I have a question regarding this problem:
Let $\Bbb R^\Bbb{N}$ be the vector space of all infinite real sequences. Show that even though its infinite subset $X:=\{(1,0,0,\ldots), (0,1,0,0,\ldots), (0,0,1,0,\ldots)\}$ is linearly independent, it does not generate $\Bbb R^\Bbb{N}$, thus it is not its basis. What is the vector space generated by $X$?
As i understand it, $X$ would generate the space of all finite real sequences that have been zero-filled to infinity (or, equivalently, all infinite real sequences that have zeroes almost everywhere).
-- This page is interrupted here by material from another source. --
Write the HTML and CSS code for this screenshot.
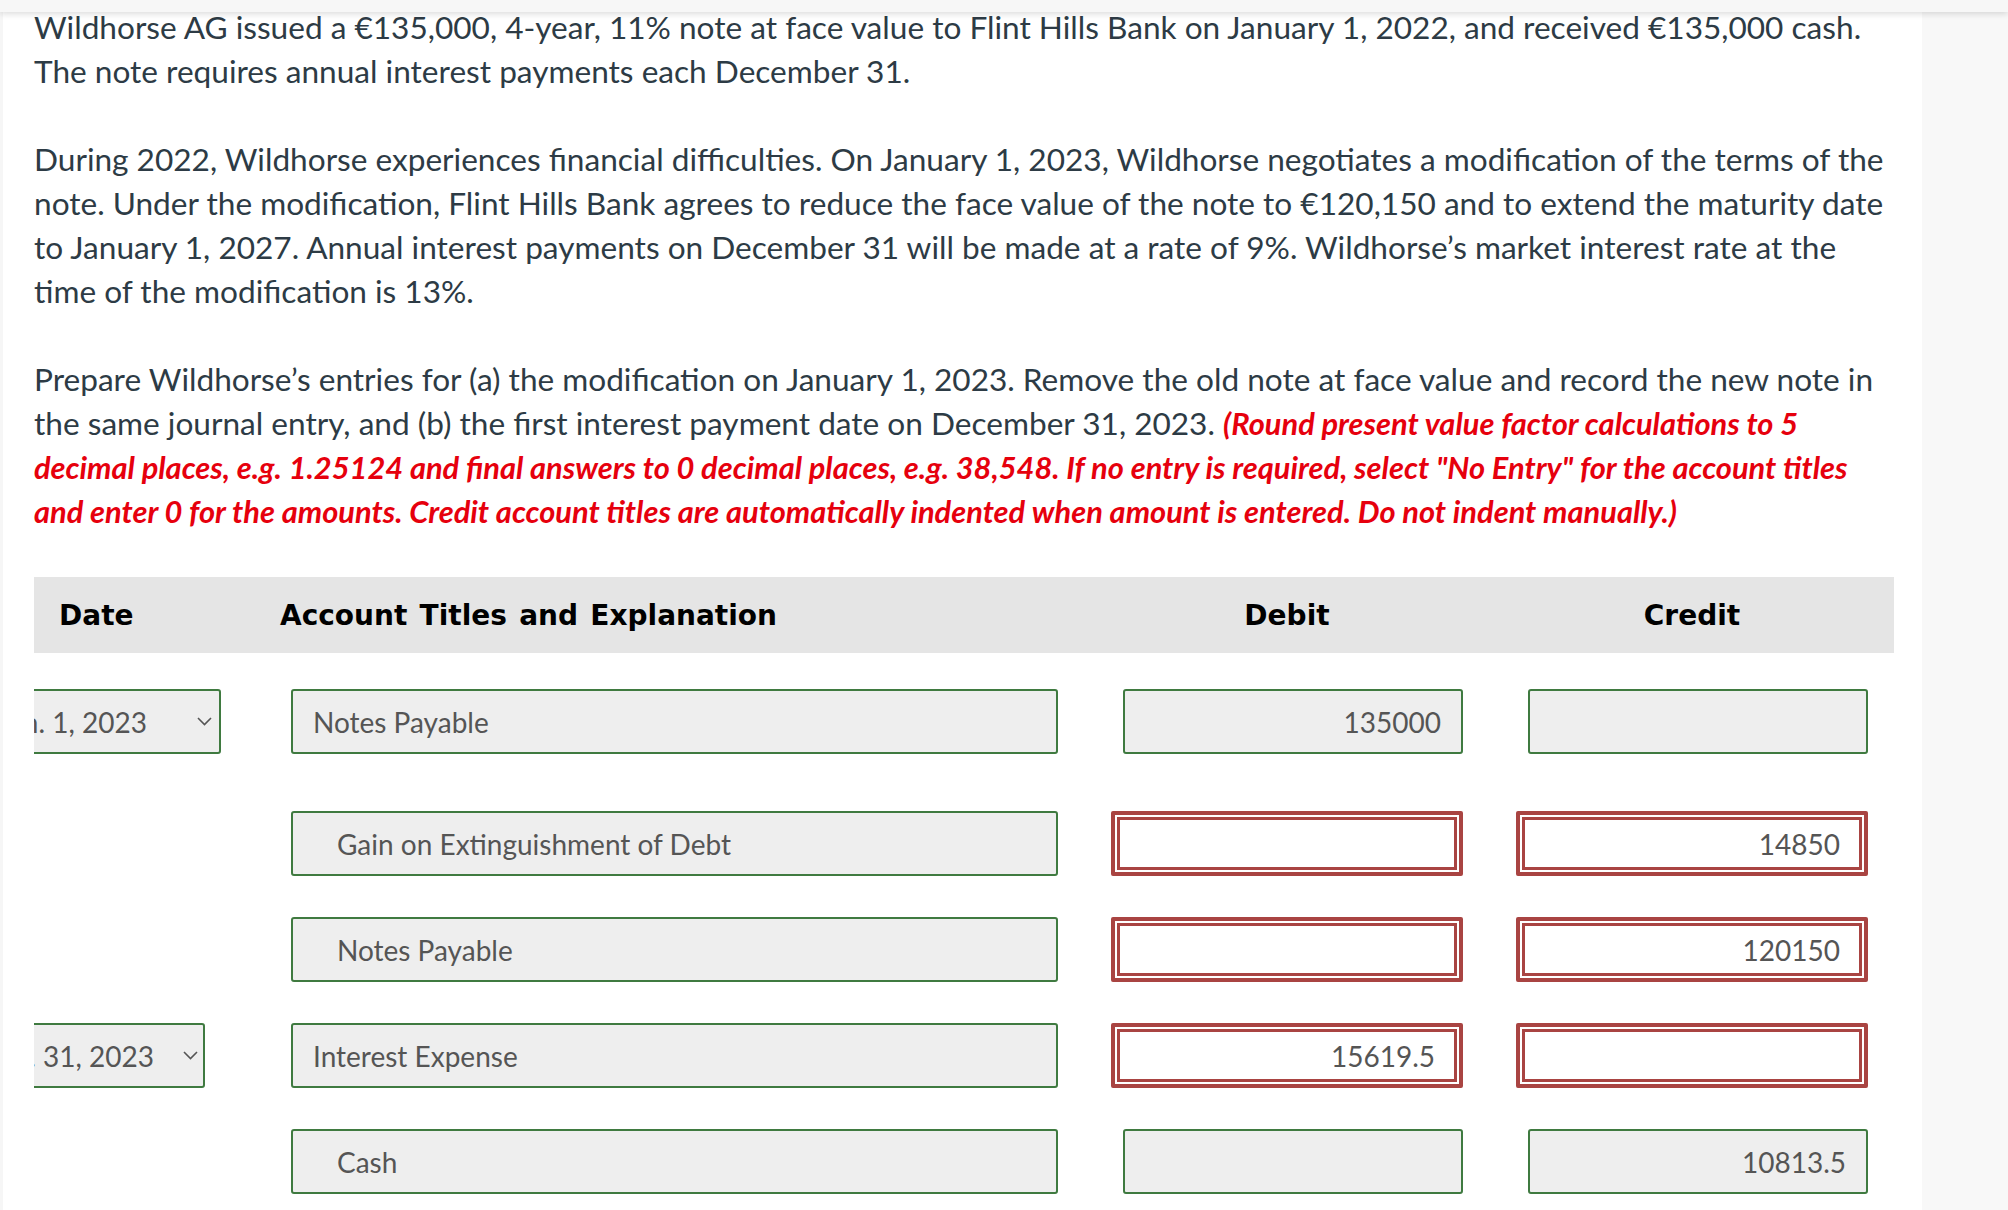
FILE: index.html
```html
<!DOCTYPE html>
<html lang="en">
<head>
<meta charset="utf-8">
<title>Wildhorse AG – Note modification</title>
<link rel="stylesheet" href="styles.css">
</head>
<body>
<div class="topbar"></div>
<div class="page">
  <main class="main">
    <p class="q">Wildhorse AG issued a €135,000, 4-year, 11% note at face value to Flint Hills Bank on January 1, 2022, and received €135,000 cash.<br>The note requires annual interest payments each December 31.</p>
    <p class="q">During 2022, Wildhorse experiences financial difficulties. On January 1, 2023, Wildhorse negotiates a modification of the terms of the<br>note. Under the modification, Flint Hills Bank agrees to reduce the face value of the note to €120,150 and to extend the maturity date<br>to January 1, 2027. Annual interest payments on December 31 will be made at a rate of 9%. Wildhorse’s market interest rate at the<br>time of the modification is 13%.</p>
    <p class="q">Prepare Wildhorse’s entries for (a) the modification on January 1, 2023. Remove the old note at face value and record the new note in<br>the same journal entry, and (b) the first interest payment date on December 31, 2023. <strong class="note">(Round present value factor calculations to 5<br>decimal places, e.g. 1.25124 and final answers to 0 decimal places, e.g. 38,548. If no entry is required, select "No Entry" for the account titles<br>and enter 0 for the amounts. Credit account titles are automatically indented when amount is entered. Do not indent manually.)</strong></p>

    <div class="journal">
      <div class="jhead">
        <div class="jh jh-date">Date</div>
        <div class="jh jh-acct">Account Titles and Explanation</div>
        <div class="jh jh-amt">Debit</div>
        <div class="jh jh-amt jh-credit">Credit</div>
      </div>

      <div class="jrow jrow-first">
        <div class="jdate">
          <div class="sel sel-jan"><span class="sel-text">Jan. 1, 2023</span><svg class="chev" width="15" height="9" viewBox="0 0 15 9"><polyline points="1,1 7.5,7.5 14,1" fill="none" stroke="#555" stroke-width="1.6"/></svg></div>
        </div>
        <div class="field acct">Notes Payable</div>
        <div class="amt"><div class="field num">135000</div></div>
        <div class="amt"><div class="field num"></div></div>
      </div>

      <div class="jrow">
        <div class="jdate"></div>
        <div class="field acct indent">Gain on Extinguishment of Debt</div>
        <div class="amt"><div class="field num err"></div></div>
        <div class="amt"><div class="field num err">14850</div></div>
      </div>

      <div class="jrow">
        <div class="jdate"></div>
        <div class="field acct indent">Notes Payable</div>
        <div class="amt"><div class="field num err"></div></div>
        <div class="amt"><div class="field num err">120150</div></div>
      </div>

      <div class="jrow">
        <div class="jdate">
          <div class="sel sel-dec"><span class="sel-text">Dec. 31, 2023</span><svg class="chev" width="15" height="9" viewBox="0 0 15 9"><polyline points="1,1 7.5,7.5 14,1" fill="none" stroke="#555" stroke-width="1.6"/></svg></div>
        </div>
        <div class="field acct">Interest Expense</div>
        <div class="amt"><div class="field num err">15619.5</div></div>
        <div class="amt"><div class="field num err"></div></div>
      </div>

      <div class="jrow">
        <div class="jdate"></div>
        <div class="field acct indent">Cash</div>
        <div class="amt"><div class="field num"></div></div>
        <div class="amt"><div class="field num">10813.5</div></div>
      </div>
    </div>
  </main>
  <aside class="side"></aside>
</div>
</body>
</html>
```

FILE: styles.css
```css
* { box-sizing: border-box; }

html, body {
  margin: 0;
  padding: 0;
  background: #ffffff;
}

body {
  font-family: Lato, "Liberation Sans", sans-serif;
  color: #2d3b45;
  overflow: hidden;
}

.topbar {
  position: fixed;
  top: 0;
  left: 0;
  right: 0;
  height: 12px;
  background: #f7f7f7;
  box-shadow: 0 2px 6px rgba(0, 0, 0, 0.14);
  z-index: 5;
}

.page {
  display: flex;
  min-height: 1210px;
}

.main {
  width: 1922px;
  flex-shrink: 0;
  padding: 5px 28px 0 31px;
  border-left: 3px solid #f6f6f6;
  background: #ffffff;
}

.side {
  flex: 1;
  background: #f8f8f8;
}

.q {
  margin: 0 0 44px 0;
  width: 1880px;
  font-size: 31.6px;
  line-height: 44px;
  font-weight: 400;
  white-space: nowrap;
}

.note {
  color: #e6000d;
  font-weight: 700;
  font-style: italic;
  font-size: 30.8px;
  line-height: 1;
}

/* journal table */
.journal {
  width: 1860px;
  overflow: hidden;
}

.jhead {
  display: flex;
  align-items: center;
  height: 76px;
  background: #e5e5e5;
  margin-bottom: 36px;
  font-family: "DejaVu Sans", Verdana, sans-serif;
  font-weight: 700;
  font-size: 28px;
  color: #000;
}

.jh-date {
  width: 246px;
  padding-left: 25px;
}

.jh-acct {
  width: 831px;
  word-spacing: 2.5px;
}

.jh-amt {
  width: 352px;
  text-align: center;
}

.jh-credit {
  margin-left: 53px;
}

.jrow {
  display: grid;
  grid-template-columns: 204px 767px 352px 352px;
  column-gap: 53px;
  height: 65px;
  margin-bottom: 41px;
}

.jrow-first {
  margin-bottom: 57px;
}

.jdate {
  display: flex;
  justify-content: flex-end;
  overflow: hidden;
}

.sel {
  flex-shrink: 0;
  display: flex;
  align-items: center;
  height: 65px;
  padding-left: 80px;
  background: #eeeeee;
  border: 2px solid #3f7a40;
  border-radius: 3px;
  font-size: 28px;
  color: #555555;
}

.sel-jan {
  margin-right: 17px;
  padding-right: 7px;
}

.sel-jan .chev { margin-left: 50px; }

.sel-dec {
  margin-right: 33px;
  padding-right: 5px;
}

.sel-dec .chev { margin-left: 29px; }

.chev { display: block; flex-shrink: 0; }

.field {
  display: flex;
  align-items: center;
  height: 65px;
  padding: 0 20px;
  background: #eeeeee;
  border: 2px solid #3f7a40;
  border-radius: 3px;
  font-size: 28px;
  color: #555555;
  white-space: nowrap;
}

.acct.indent {
  padding-left: 44px;
}

.amt {
  display: flex;
  justify-content: flex-end;
}

.num {
  width: 340px;
  justify-content: flex-end;
}

.num.err {
  width: 352px;
  background: #ffffff;
  border: 4px solid #a94442;
  border-radius: 2px;
  box-shadow: inset 0 0 0 2px #ffffff, inset 0 0 0 5px #a94442;
  padding-right: 24px;
}
```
This begs two questions:
- Take the vector $(1,1,1,\ldots)$. Is it linearly independent from $X$, even though it seems to be a (infinite) linear combination of vectors from $X$? How do our usual linear-algebraic intuitions hold up against infinitely-dimensioned spaces?
- How would a basis of $\Bbb R^\Bbb{N}$ look like?
You are correct, the space generated by the vectors your specify is denoted $c_{00}$, and is the space of all sequences which are eventually zero.
The space of all real sequences $\mathbb R^{\mathbb N}$ is a stranger beast. It is uncountably-infinite dimensional (whereas $c_{00}$ is countably-infinite dimensional). It does have a basis (using the axiom of choice), but one could never write such a basis down-it contains uncountably many vectors.
The vector $\mathbf x$ which has a $1$ in every position is in $\mathbb R^{\mathbb N}$, but is the countable sum of the elements you specified. However, if we give $c_{00}$ the norm given by $\lVert(y_n)\rVert=\sup_{n\in\mathbb N}\lvert{y_n\rvert}$, where $(y_n)$ is a sequence in $c_{00}$ then $\mathbf x$ is not even in the closure of $c_{00}$ under this norm (in the space of all sequences where this norm is finite), though clearly the norm of $\mathbf x$ is $1$.
The standard notion of a basis requires that every element be the finite linear combination of basis vectors. There are generalisations to this, for example a Schauder basis, which allows for some kind of norm convergence too (see above).